Bagram: do you want to be a sponge or a punch-bag?
The BBC’s report about how 27 former detainees of the US military detention centre at Bagram in Afghanistan say they were abused doesn’t do a lot more than put more flesh on the bones of what we already knew.
Journalists and investigators have for years been calling Bagram the “Afghan Guantánamo”. From what we can gather, this place is effectively Camp Delta without the iguanas. GITMO without the TV cameras.
Actually, it’s worse than that. Numerous former Guantánamo prisoners have talked with undisguised horror about what it was like to be kidnapped and then held in total secrecy at Bagram or (apparently even worse) at the US-run “Dark Prison” near Kabul or yet another facility in Kandahar.

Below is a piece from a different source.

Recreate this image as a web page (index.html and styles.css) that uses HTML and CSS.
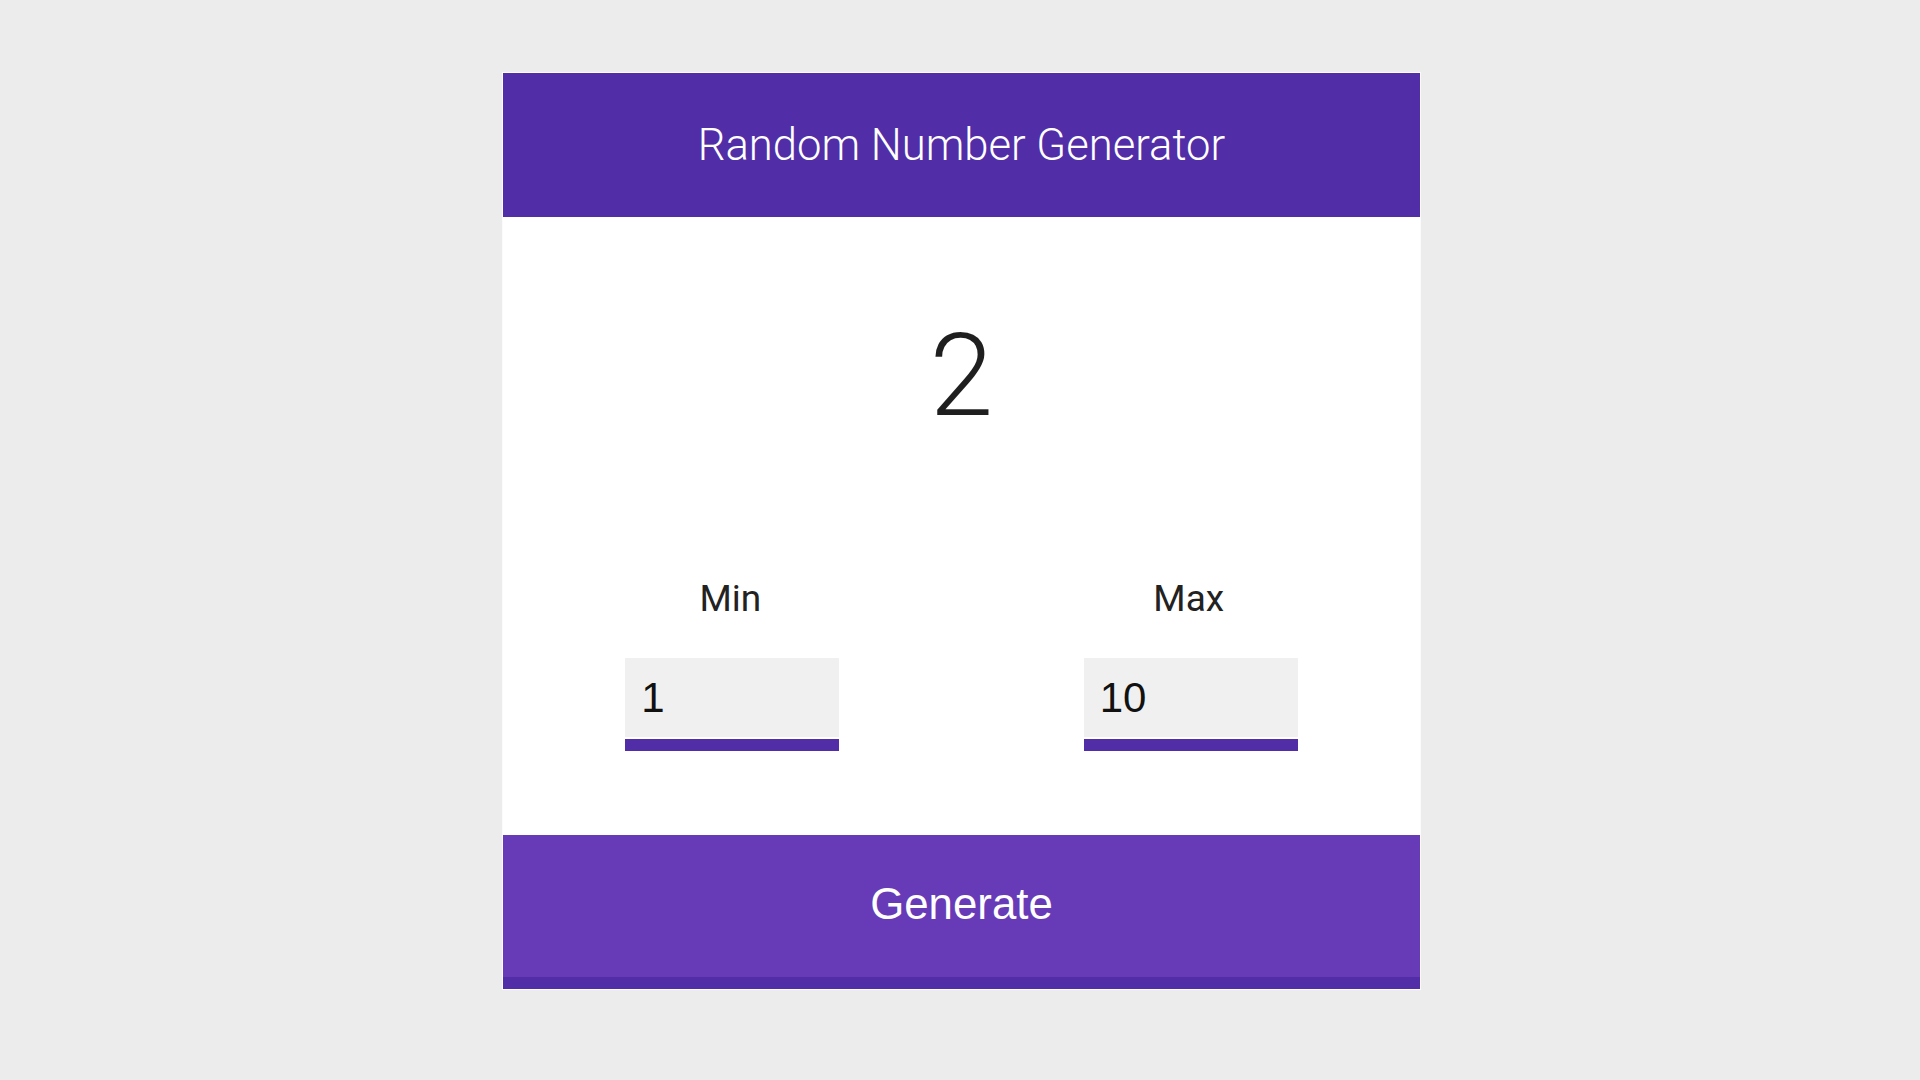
FILE: index.html
```html
<!DOCTYPE html>
<html lang="en">
<head>
<meta charset="utf-8">
<title>Random Number Generator</title>
<link rel="stylesheet" href="styles.css">
</head>
<body>
<div class="page">
  <div class="card">
    <header class="card-header">
      <h1 class="title">Random Number Generator</h1>
    </header>
    <div class="result">2</div>
    <div class="fields">
      <div class="field">
        <label class="field-label" for="min">Min</label>
        <input class="field-input" id="min" type="text" value="1">
      </div>
      <div class="field">
        <label class="field-label" for="max">Max</label>
        <input class="field-input" id="max" type="text" value="10">
      </div>
    </div>
    <button class="generate" type="button">Generate</button>
  </div>
</div>
</body>
</html>
```

FILE: styles.css
```css
html, body {
  margin: 0;
  padding: 0;
  background: #ececec;
}

.page {
  display: flex;
  justify-content: center;
  padding: 72px 0 0 3px;
}

.card {
  width: 917px;
  background: #ffffff;
  border: 1px solid #fbfbfb;
  display: flex;
  flex-direction: column;
}

.card-header {
  height: 144px;
  background: #512da8;
  display: flex;
  align-items: center;
  justify-content: center;
}

.title {
  margin: 0;
  font-family: Roboto, "Liberation Sans", sans-serif;
  font-weight: 300;
  font-size: 43.6px;
  color: #ffffff;
}

.result {
  height: 316px;
  display: flex;
  align-items: center;
  justify-content: center;
  font-family: Roboto, "Liberation Sans", sans-serif;
  font-weight: 300;
  font-size: 115px;
  color: #1f1f1f;
}

.fields {
  display: grid;
  grid-template-columns: 1fr 1fr;
  padding-top: 43px;
  padding-bottom: 84px;
}

.field {
  display: flex;
  flex-direction: column;
  align-items: center;
  gap: 37px;
}

.field-label {
  font-family: Roboto, "Liberation Sans", sans-serif;
  font-size: 37px;
  color: #222222;
  line-height: 45px;
  margin-right: 4px;
}

.field-input {
  box-sizing: border-box;
  width: 214px;
  height: 93px;
  margin: 0;
  padding: 0 0 2px 16px;
  border: 0;
  border-bottom: 12px solid #512da8;
  box-shadow: inset 0 -2px 0 #ffffff;
  background: #f0f0f0;
  font-family: "Liberation Sans", Arial, sans-serif;
  font-size: 42px;
  color: #111111;
  outline: none;
}

.generate {
  display: block;
  width: 100%;
  height: 154px;
  margin: 0;
  padding: 0 0 4px 0;
  border: 0;
  border-bottom: 12px solid #512da8;
  background: #673ab7;
  font-family: "Liberation Sans", Arial, sans-serif;
  font-size: 43.8px;
  color: #ffffff;
  cursor: pointer;
}
```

At Guantánamo we had the glare of publicity right from the beginning. With hindsight this proved important as George Bush’s administration was, over time, forced to allow a (grudging) media interest that almost certainly contributed to Obama’s decision to close it.
Without those Abu Ghraib photos would we have had investigations and courts martial over degradation and abuse there? Doubtful. If even the tightly controlled visits of journalists to Cuba had been forbidden would international confidence (such as it was) in the camp have lingered on for as long as it did? I don’t think so.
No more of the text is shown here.